The Deccan Chronicle noted the breadth of Indian dignitaries at the funeral, underscoring that this was treated as a cross-party affair. That framing did not happen by accident.

What the Reader Should Watch

Three things to track in the weeks ahead. First, whether Mehbooba Mufti leverages her Tehran visit into renewed political relevance in Jammu & Kashmir — expect her to frame it as proof she remains a player on the international stage, even as the BJP tries to make her irrelevant domestically. Second, watch for any Israeli diplomatic signals — a cooling of tone, a delayed defence delivery, a quiet complaint through back-channels — that would suggest Jerusalem noticed the Tehran gesture more than New Delhi intended. Third, the Iranian succession: if Mojtaba Khamenei consolidates power, the relationships seeded at this funeral become India's first line of access to the new regime. If he does not, the factional scramble in Tehran will test every diplomatic deposit India made this week.

The funeral is over. The calculus has just begun.

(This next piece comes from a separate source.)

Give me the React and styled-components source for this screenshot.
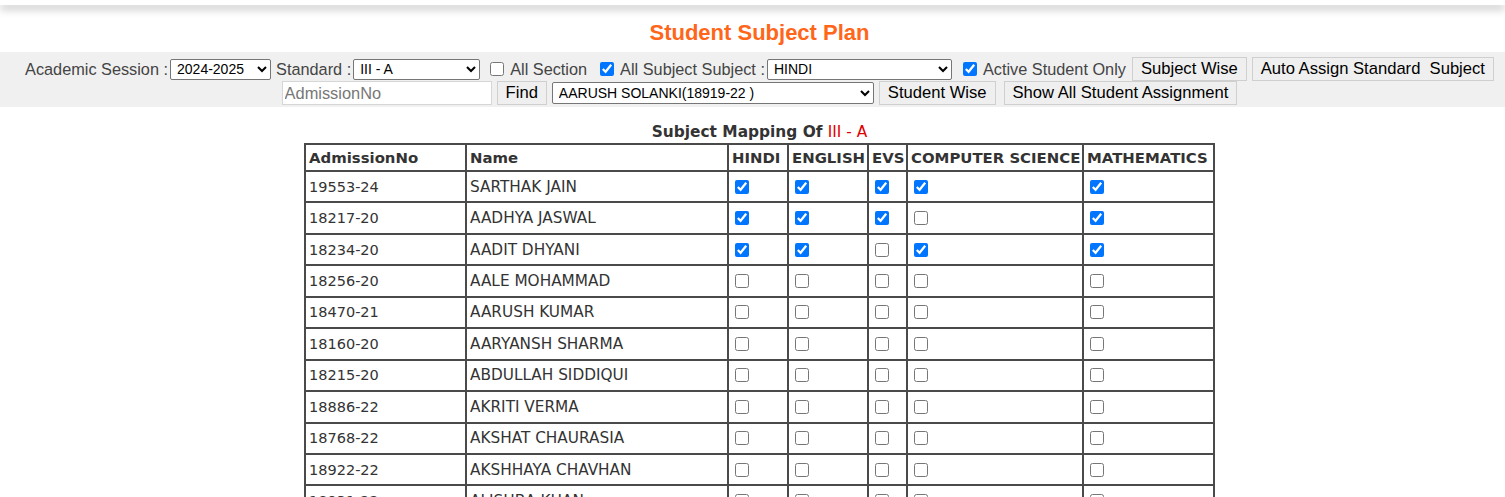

Allegations and political analysis reported here are attributed to named sources and reflect informed commentary; matters of diplomatic strategy are reported without prejudgment of government intent.

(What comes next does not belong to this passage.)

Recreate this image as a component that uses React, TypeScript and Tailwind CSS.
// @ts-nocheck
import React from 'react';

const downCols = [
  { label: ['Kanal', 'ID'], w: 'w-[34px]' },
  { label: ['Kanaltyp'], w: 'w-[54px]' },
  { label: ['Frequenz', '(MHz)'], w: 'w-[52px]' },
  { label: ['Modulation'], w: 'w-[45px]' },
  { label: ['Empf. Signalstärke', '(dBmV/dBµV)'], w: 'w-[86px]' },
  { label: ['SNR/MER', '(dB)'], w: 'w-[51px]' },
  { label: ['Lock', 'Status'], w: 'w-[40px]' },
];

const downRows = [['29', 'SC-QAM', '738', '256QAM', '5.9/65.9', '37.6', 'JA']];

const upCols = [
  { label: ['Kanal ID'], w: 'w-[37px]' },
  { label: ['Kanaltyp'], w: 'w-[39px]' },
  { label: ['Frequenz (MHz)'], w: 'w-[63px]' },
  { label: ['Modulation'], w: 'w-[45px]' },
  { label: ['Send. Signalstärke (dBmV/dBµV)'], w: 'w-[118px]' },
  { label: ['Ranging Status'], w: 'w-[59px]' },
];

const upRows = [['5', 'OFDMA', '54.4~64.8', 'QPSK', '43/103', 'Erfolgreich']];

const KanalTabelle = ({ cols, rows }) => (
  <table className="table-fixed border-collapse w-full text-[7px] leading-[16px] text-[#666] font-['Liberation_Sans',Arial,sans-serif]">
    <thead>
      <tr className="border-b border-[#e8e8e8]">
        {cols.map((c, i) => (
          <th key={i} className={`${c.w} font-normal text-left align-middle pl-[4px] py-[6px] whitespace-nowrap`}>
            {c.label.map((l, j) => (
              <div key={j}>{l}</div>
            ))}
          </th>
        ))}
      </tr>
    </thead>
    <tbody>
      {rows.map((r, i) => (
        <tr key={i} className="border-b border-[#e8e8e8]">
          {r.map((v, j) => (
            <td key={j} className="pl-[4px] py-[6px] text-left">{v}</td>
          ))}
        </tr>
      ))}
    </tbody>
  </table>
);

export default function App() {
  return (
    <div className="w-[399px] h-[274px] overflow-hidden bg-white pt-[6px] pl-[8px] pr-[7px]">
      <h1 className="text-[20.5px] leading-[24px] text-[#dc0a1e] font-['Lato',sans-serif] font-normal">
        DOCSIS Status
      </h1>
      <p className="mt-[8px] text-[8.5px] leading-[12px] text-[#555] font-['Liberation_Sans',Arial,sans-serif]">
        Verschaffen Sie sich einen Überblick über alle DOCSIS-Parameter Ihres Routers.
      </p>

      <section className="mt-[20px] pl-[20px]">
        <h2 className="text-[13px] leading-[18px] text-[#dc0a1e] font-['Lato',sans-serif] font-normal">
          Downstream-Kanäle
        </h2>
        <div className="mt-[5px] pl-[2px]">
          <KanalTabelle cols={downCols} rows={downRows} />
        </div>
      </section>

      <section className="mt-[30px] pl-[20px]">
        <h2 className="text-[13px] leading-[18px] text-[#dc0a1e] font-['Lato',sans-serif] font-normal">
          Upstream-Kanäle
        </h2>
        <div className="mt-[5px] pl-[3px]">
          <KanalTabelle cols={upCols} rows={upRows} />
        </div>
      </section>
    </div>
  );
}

Reported and written with AI assistance under India Herald's editorial standards; a human editor governs publication.

By the Numbers

  • India sent a delegation led by a Union Minister of State, two tiers below Pakistan's head-of-government representation at the same funeral, according to The Hindu's reporting on PM Shehbaz Sharif's attendance.
  • Iran directly invited BJP's Mukhtar Abbas Naqvi, a former Union Minister — a targeted outreach to the ruling party's Muslim face, per India Today.

Key Takeaways

  • India's delegation to Khamenei's funeral was calibrated at a deliberately mid-tier level — a junior Union Minister as the official face — to honour Iran without provoking Israel or the West, per analysis of reporting by The Indian Express and India Today.
  • Mehbooba Mufti's inclusion is the strategic centrepiece: she absorbs the Kashmir-Shia optics Tehran cares about, while giving the BJP plausible distance from the gesture.
  • The multi-party composition — BJP's Naqvi, Congress's Khurshid, PDP's Mufti — makes the delegation politically unattackable at home: no party can criticise a visit that includes its own leaders.
  • With Mojtaba Khamenei's succession uncertain, the delegation doubles as a networking exercise — positioning India for whoever controls Tehran next.

Frequently Asked Questions

Why did India not send the Prime Minister or External Affairs Minister to Khamenei's funeral?

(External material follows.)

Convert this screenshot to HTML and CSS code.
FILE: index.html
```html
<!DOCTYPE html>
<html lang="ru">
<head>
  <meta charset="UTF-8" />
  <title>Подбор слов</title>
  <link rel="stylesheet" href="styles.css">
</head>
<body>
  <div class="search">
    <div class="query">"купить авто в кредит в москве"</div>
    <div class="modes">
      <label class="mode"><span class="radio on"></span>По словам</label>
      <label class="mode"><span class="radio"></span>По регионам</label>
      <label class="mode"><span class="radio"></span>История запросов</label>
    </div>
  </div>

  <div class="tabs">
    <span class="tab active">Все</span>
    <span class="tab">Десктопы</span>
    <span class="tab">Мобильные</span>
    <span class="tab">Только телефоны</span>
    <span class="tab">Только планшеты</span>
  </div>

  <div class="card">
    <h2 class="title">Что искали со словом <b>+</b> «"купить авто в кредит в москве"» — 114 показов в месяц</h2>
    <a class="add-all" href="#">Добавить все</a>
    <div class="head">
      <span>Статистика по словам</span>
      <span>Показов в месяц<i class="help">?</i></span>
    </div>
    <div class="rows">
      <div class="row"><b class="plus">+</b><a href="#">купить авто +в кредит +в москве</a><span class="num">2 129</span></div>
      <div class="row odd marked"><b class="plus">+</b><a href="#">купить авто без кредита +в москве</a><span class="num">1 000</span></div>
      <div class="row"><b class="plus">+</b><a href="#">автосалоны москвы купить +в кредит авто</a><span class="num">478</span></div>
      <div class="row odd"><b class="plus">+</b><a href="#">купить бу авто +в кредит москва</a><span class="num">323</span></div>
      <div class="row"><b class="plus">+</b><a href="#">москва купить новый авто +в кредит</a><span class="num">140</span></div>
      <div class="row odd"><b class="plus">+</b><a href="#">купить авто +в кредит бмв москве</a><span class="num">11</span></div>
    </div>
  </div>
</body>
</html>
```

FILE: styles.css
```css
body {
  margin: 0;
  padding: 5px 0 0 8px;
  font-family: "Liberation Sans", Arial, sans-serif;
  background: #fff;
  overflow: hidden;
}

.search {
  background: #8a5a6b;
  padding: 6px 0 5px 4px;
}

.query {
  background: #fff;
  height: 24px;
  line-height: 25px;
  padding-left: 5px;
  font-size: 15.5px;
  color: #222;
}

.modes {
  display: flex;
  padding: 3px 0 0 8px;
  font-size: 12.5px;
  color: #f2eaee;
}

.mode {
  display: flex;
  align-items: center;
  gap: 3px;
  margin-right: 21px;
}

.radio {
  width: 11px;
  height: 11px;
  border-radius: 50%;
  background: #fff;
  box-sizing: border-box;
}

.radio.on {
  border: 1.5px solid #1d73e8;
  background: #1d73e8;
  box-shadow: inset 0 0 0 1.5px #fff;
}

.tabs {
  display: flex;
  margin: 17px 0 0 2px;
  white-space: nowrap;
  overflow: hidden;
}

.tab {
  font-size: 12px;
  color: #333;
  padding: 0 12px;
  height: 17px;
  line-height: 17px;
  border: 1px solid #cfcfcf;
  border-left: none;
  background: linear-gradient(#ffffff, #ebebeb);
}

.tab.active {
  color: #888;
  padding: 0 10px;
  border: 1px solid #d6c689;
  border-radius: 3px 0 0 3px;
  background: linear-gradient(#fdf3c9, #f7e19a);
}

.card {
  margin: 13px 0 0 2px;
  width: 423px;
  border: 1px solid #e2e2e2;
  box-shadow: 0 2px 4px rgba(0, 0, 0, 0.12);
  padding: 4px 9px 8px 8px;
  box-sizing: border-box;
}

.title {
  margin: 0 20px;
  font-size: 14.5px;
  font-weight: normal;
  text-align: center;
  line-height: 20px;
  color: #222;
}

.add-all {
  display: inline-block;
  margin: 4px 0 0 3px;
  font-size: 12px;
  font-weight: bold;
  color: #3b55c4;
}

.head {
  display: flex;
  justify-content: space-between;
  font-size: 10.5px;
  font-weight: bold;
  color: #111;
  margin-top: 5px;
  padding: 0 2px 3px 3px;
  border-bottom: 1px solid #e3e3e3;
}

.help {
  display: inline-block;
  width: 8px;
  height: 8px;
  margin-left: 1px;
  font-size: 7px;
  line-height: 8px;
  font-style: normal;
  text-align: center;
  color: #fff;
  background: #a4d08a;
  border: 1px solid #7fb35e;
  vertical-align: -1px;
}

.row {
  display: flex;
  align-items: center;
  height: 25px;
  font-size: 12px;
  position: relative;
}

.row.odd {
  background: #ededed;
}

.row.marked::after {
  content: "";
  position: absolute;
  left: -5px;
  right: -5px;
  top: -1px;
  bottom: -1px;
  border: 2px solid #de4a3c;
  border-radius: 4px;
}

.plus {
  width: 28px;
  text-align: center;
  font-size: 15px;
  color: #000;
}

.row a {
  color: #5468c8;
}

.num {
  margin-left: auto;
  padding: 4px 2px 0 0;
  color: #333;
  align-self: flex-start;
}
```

India calibrated its representation at a mid-tier level — Union Minister Pabitra Margherita led officially — to show respect without signalling a state-level tilt toward Iran that could complicate India's deep defence and intelligence ties with Israel, according to analysis of the delegation by The Indian Express.

Why was Mehbooba Mufti included in India's delegation to Tehran?

As a Kashmiri Muslim opposition leader, Mufti's presence allows India to signal respect for Iran's historical concerns on Kashmir and Shia interests without the BJP itself carrying that message — a move The Indian Express called politically significant.

Did Pakistan also send a delegation to Khamenei's funeral?

Yes — Pakistan PM Shehbaz Sharif personally attended, representing a head-of-government level commitment, as reported by The Hindu. India's delegation was deliberately pitched two tiers below that level.

Who invited BJP's Mukhtar Abbas Naqvi to the funeral?

Iran directly extended an invitation to Naqvi, according to India Today and ThePrint — a targeted outreach to the BJP's prominent Muslim face rather than a senior Hindu nationalist leader.